Saturday, December 01, 2007

Paul Chan: Mixing Materialism and Activism

I met Paul Chan a few years ago in NYC when I was working for the Electronic Literature Organization and he was a finalist for one of the two awards. Paul impressed me with his dynamism, and I wish I could get back to the States to attend his production of Waiting for Godot.

From a literary perspective, the move from producing morphing e-texts to staging Beckett in a New Orleans neighborhood left for dead makes complete sense. In both instances, there's a savvy literalism at work. A literalism that doesn't function, as some critics have argued, by nihilistically destroying meaning; rather, this literalism insists that although we ordinarily overlook meaning's material supports,it's senseless, and ultimately impossible, to remain always blind to the ecosystems in which meanings are enacted.

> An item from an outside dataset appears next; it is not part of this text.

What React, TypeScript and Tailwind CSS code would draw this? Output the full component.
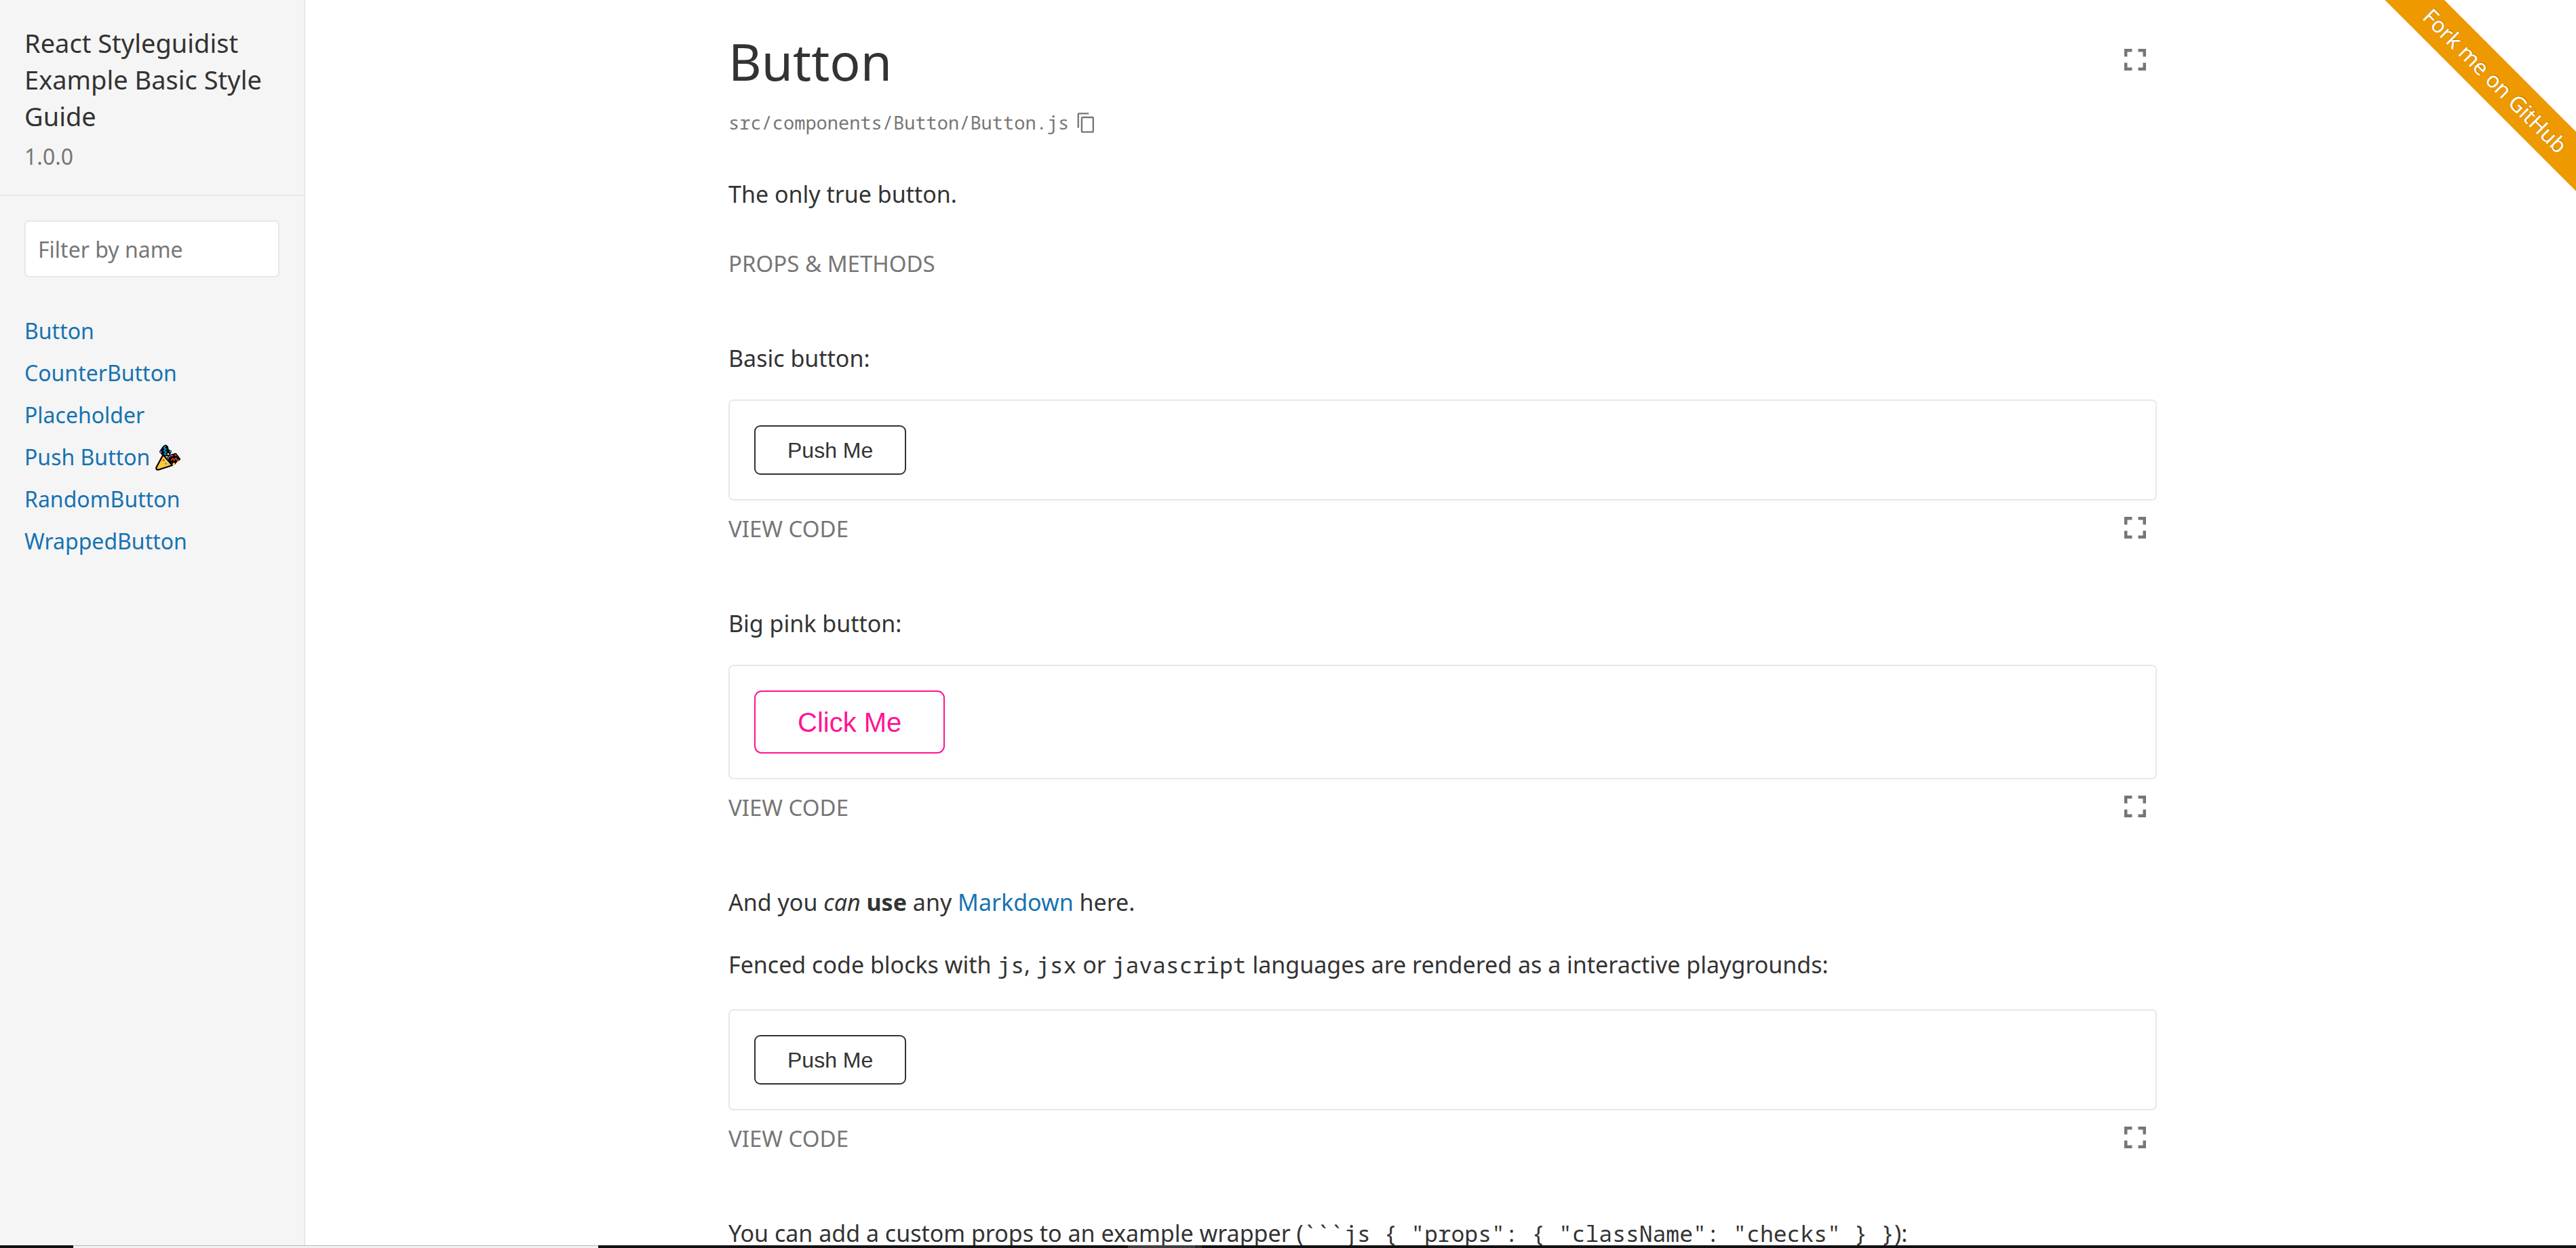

As I argue in "Senseless Resistances," the manuscript on which I'm presently working, the material resistances in the composition and the systems with which it comes into contact impede communication, generate affect, and catalyze the cognitive work required to bring the composition to life as a significant entity.

To those who would claim that such a materialist approach to literature and art is formalist, I would agree. To those who would claim that formalist approaches are inherently apolitical, I'd point to Beckett's involvement in the French Resistance or Chan's antiwar activism. Chan makes a distinction between politics (collaborative and goal specific) and art (individually produced, resistant to instrumentalized uses) that is worth retaining, if only to remind us that our lives are multi-faceted and engaging in one activity doesn't preclude another.


On a side note: Glad to see Paul rockin' the Nebraska cap, particularly after my beloved Huskers experienced such an awful football season. (The University of Nebraska Press continues to release quality books in literary studies, e.g., Nicholas Spencer's After Utopia and Marco Abel's Violent Affect, both of whom are
faculty members in UNL's English Department. If only they'd publish them in paperback.)